The writer lambasts lack of tolerance and compromise which seem to be the bane of the institution of marriage, especially when parents decide to take sides.

This rationale also obtains in “The Empty House”. Although the main thrust in this story is to expose the folly of inter-racial marriages, Mungoshi explores how individualism driven on my materialism causes the break-up of the family unit as the individual feels alienated because of lack of support.

Gwizo’s dream is to become a world class painter but his father who is a businessman thinks otherwise. Culturally he believes that his son should pursue the academic path so that he inherits his business when he dies. Gwizo’s dream is finally realized through Agatha, a white girl from America, who puts him on the international foray and he becomes a success story overnight. However, their subsequent marriage fails to get family and societal sanction which burdens it.

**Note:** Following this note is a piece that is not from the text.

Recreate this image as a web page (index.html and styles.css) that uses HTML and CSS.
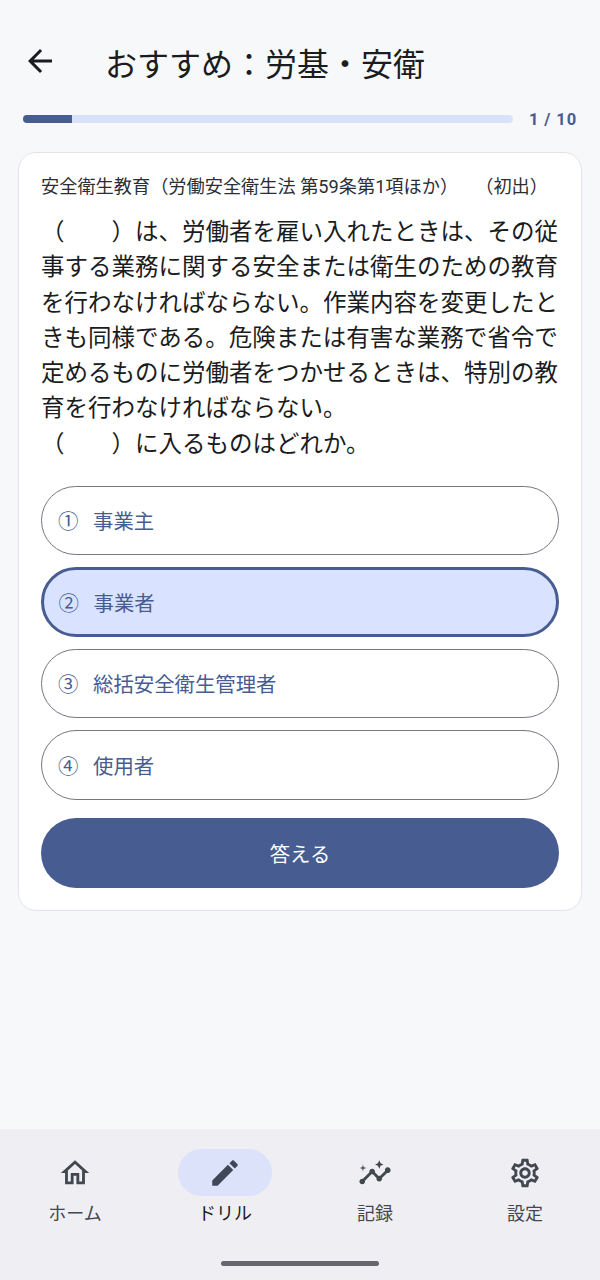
FILE: index.html
```html
<!DOCTYPE html>
<html lang="ja">
	<head>
		<meta charset="UTF-8">
		<title>おすすめ：労基・安衛</title>
		<link rel="stylesheet" href="styles.css">
	</head>
	<body>
		<div class="screen">
			<div class="head">
				<svg class="back" viewBox="0 0 24 24" width="36" height="36"><path d="M20 11H7.83l5.59-5.59L12 4l-8 8 8 8 1.41-1.41L7.83 13H20z"/></svg>
				<div class="title">おすすめ：労基・安衛</div>
			</div>
			<div class="progress">
				<div class="bar"><div class="bar-fill"></div></div>
				<div class="count">1 / 10</div>
			</div>
			<div class="card">
				<div class="meta">
					<span>安全衛生教育（労働安全衛生法 第59条第1項ほか）</span>
					<span>（初出）</span>
				</div>
				<div class="question">（　　）は、労働者を雇い入れたときは、その従事する業務に関する安全または衛生のための教育を行わなければならない。作業内容を変更したときも同様である。危険または有害な業務で省令で定めるものに労働者をつかせるときは、特別の教育を行わなければならない。<br>（　　）に入るものはどれか。</div>
				<div class="choices">
					<div class="choice"><span class="num">①</span>事業主</div>
					<div class="choice selected"><span class="num">②</span>事業者</div>
					<div class="choice"><span class="num">③</span>総括安全衛生管理者</div>
					<div class="choice"><span class="num">④</span>使用者</div>
				</div>
				<div class="answer">答える</div>
			</div>
			<div class="nav">
				<div class="nav-item">
					<div class="nav-icon"><svg viewBox="0 0 24 24" width="34" height="34"><path d="M12 5.69l5 4.5V18h-2v-6H9v6H7v-7.81l5-4.5M12 3L2 12h3v8h6v-6h2v6h6v-8h3L12 3z"/></svg></div>
					<div class="nav-label">ホーム</div>
				</div>
				<div class="nav-item active">
					<div class="nav-icon"><svg viewBox="0 0 24 24" width="34" height="34"><path d="M3 17.25V21h3.75L17.81 9.94l-3.75-3.75L3 17.25zM20.71 7.04c.39-.39.39-1.02 0-1.41l-2.34-2.34c-.39-.39-1.02-.39-1.41 0l-1.83 1.83 3.75 3.75 1.83-1.83z"/></svg></div>
					<div class="nav-label">ドリル</div>
				</div>
				<div class="nav-item">
					<div class="nav-icon"><svg viewBox="0 0 24 24" width="34" height="34"><path d="M21 8c-1.45 0-2.26 1.44-1.93 2.51l-3.55 3.56c-.3-.09-.74-.09-1.04 0l-2.55-2.55C12.27 10.45 11.46 9 10 9c-1.45 0-2.27 1.44-1.93 2.52l-4.56 4.55C2.44 15.74 1 16.55 1 18c0 1.1.9 2 2 2 1.45 0 2.26-1.44 1.93-2.51l4.55-4.56c.3.09.74.09 1.04 0l2.55 2.55C12.73 16.55 13.54 18 15 18c1.45 0 2.27-1.44 1.93-2.52l3.56-3.55c1.07.33 2.51-.48 2.51-1.93 0-1.1-.9-2-2-2z"/><path d="M15 9l.94-2.07L18 6l-2.06-.93L15 3l-.92 2.07L12 6l2.08.93zM3.5 11L4 9l2-.5L4 8l-.5-2L3 8l-2 .5L3 9z"/></svg></div>
					<div class="nav-label">記録</div>
				</div>
				<div class="nav-item">
					<div class="nav-icon"><svg viewBox="0 0 24 24" width="34" height="34"><path d="M19.43 12.98c.04-.32.07-.64.07-.98s-.03-.66-.07-.98l2.11-1.65c.19-.15.24-.42.12-.64l-2-3.46c-.12-.22-.39-.3-.61-.22l-2.49 1c-.52-.4-1.08-.73-1.69-.98l-.38-2.65C14.46 2.18 14.25 2 14 2h-4c-.25 0-.46.18-.49.42l-.38 2.65c-.61.25-1.17.59-1.69.98l-2.49-1c-.23-.09-.49 0-.61.22l-2 3.46c-.13.22-.07.49.12.64l2.11 1.65c-.04.32-.07.65-.07.98s.03.66.07.98l-2.11 1.65c-.19.15-.24.42-.12.64l2 3.46c.12.22.39.3.61.22l2.49-1c.52.4 1.08.73 1.69.98l.38 2.65c.03.24.24.42.49.42h4c.25 0 .46-.18.49-.42l.38-2.65c.61-.25 1.17-.59 1.69-.98l2.49 1c.23.09.49 0 .61-.22l2-3.46c.12-.22.07-.49-.12-.64l-2.11-1.65zM17.45 11.27c.04.31.05.52.05.73 0 .21-.02.43-.05.73l-.14 1.13.89.7 1.08.84-.7 1.21-1.27-.51-1.04-.42-.9.68c-.43.32-.84.56-1.25.73l-1.06.43-.16 1.13-.2 1.35h-1.4l-.19-1.35-.16-1.13-1.06-.43c-.43-.18-.83-.41-1.23-.71l-.91-.7-1.06.43-1.27.51-.7-1.21 1.08-.84.89-.7-.14-1.13c-.03-.31-.05-.54-.05-.74s.02-.43.05-.73l.14-1.13-.89-.7-1.08-.84.7-1.21 1.27.51 1.04.42.9-.68c.43-.32.84-.56 1.25-.73l1.06-.43.16-1.13.2-1.35h1.39l.19 1.35.16 1.13 1.06.43c.43.18.83.41 1.23.71l.91.7 1.06-.43 1.27-.51.7 1.21-1.07.85-.89.7.14 1.13zM12 8c-2.21 0-4 1.79-4 4s1.79 4 4 4 4-1.79 4-4-1.79-4-4-4zm0 6c-1.1 0-2-.9-2-2s.9-2 2-2 2 .9 2 2-.9 2-2 2z"/></svg></div>
					<div class="nav-label">設定</div>
				</div>
				<div class="home-bar"></div>
			</div>
		</div>
	</body>
</html>
```

FILE: styles.css
```css
*{
	margin: 0;
	padding: 0;
	box-sizing: border-box;
}
body{
	background-color: #f7f8fa;
	font-family: Roboto, "Noto Sans CJK JP", sans-serif;
	color: #1a1c20;
}
.screen{
	width: 600px;
	height: 1280px;
	display: flex;
	flex-direction: column;
}
.head{
	display: flex;
	align-items: center;
	height: 54px;
	margin-top: 34px;
	margin-bottom: 2px;
	padding-left: 22px;
}
.back{
	fill: #1a1c20;
}
.title{
	margin-left: 47px;
	padding-top: 2px;
	font-size: 32px;
	font-weight: 400;
	white-space: nowrap;
}
.progress{
	display: flex;
	align-items: center;
	margin-top: 14px;
	padding: 0 23px;
	height: 30px;
}
.bar{
	width: 490px;
	height: 8px;
	border-radius: 4px;
	background-color: #d9e2f9;
	overflow: hidden;
}
.bar-fill{
	width: 49px;
	height: 100%;
	background-color: #475d92;
}
.count{
	margin-left: 16px;
	font-size: 16.5px;
	font-weight: 700;
	letter-spacing: 0.9px;
	color: #475d92;
	white-space: nowrap;
}
.card{
	margin: 18px 18px 0;
	height: 759px;
	padding: 22px 22px;
	background-color: #fff;
	border: 1px solid #e2e4ea;
	border-radius: 18px;
}
.meta{
	display: flex;
	justify-content: space-between;
	padding-right: 11px;
	font-size: 18.2px;
	line-height: 24px;
	white-space: nowrap;
	color: #2b2e33;
}
.question{
	margin-top: 16px;
	font-size: 23.5px;
	line-height: 35.3px;
}
.choices{
	display: flex;
	flex-direction: column;
	gap: 12px;
	margin-top: 23.5px;
}
.choice{
	display: flex;
	align-items: center;
	height: 69.5px;
	padding-left: 16px;
	border: 1.5px solid #74777f;
	border-radius: 35px;
	font-size: 20.4px;
	color: #475d92;
}
.selected{
	background-color: #d9e2ff;
	border: 3px solid #475d92;
	padding-left: 14.5px;
}
.num{
	width: 35px;
	font-size: 20.4px;
}
.answer{
	height: 70px;
	margin-top: 18px;
	padding-top: 2px;
	border-radius: 35px;
	background-color: #475d92;
	color: #fff;
	font-size: 20.4px;
	line-height: 70px;
	text-align: center;
}
.nav{
	position: relative;
	display: flex;
	margin-top: auto;
	height: 151px;
	padding-top: 20px;
	background-color: #eeeef3;
}
.nav-item{
	flex: 1;
	display: flex;
	flex-direction: column;
	align-items: center;
}
.nav-icon{
	display: flex;
	align-items: center;
	justify-content: center;
	width: 94px;
	height: 47px;
	border-radius: 24px;
	fill: #43474e;
}
.active .nav-icon{
	background-color: #dbe2f9;
	fill: #3f4759;
}
.nav-label{
	margin-top: 4px;
	font-size: 18px;
	line-height: 28px;
	color: #43474e;
}
.active .nav-label{
	color: #1a1c20;
}
.home-bar{
	position: absolute;
	left: 221px;
	bottom: 14px;
	width: 158px;
	height: 5px;
	border-radius: 3px;
	background-color: #66666c;
}
```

As Gwizo has grown up in a disjointed family where everyone is left to his/her whims as they take residence in an “empty house”, he fails to sustain his own marriage. Losing himself in drink, he becomes bibacious as he attempts to escape from his problems. As a result, he does not only succeed in destroying his career but his marriage also succumbs.

Having failed to get love and a child from her husband, Agatha finds both in Mark, her father-in-law, who impregnates her.
Betrayal, conceit, violence, intolerance, hypocrisy and homosexuality are issues that are effectively highlighted in the stories “Did you have to go that far?” “Of lovers and wives” and the “Singer at the Wedding”. What is common in these stories is how the family plays a significant role in moulding the individual. Without the support of the family, the individual is doomed.

This is especially so in “Did you have to go that Far?” which explores the bane of extremism and hypocrisy through children.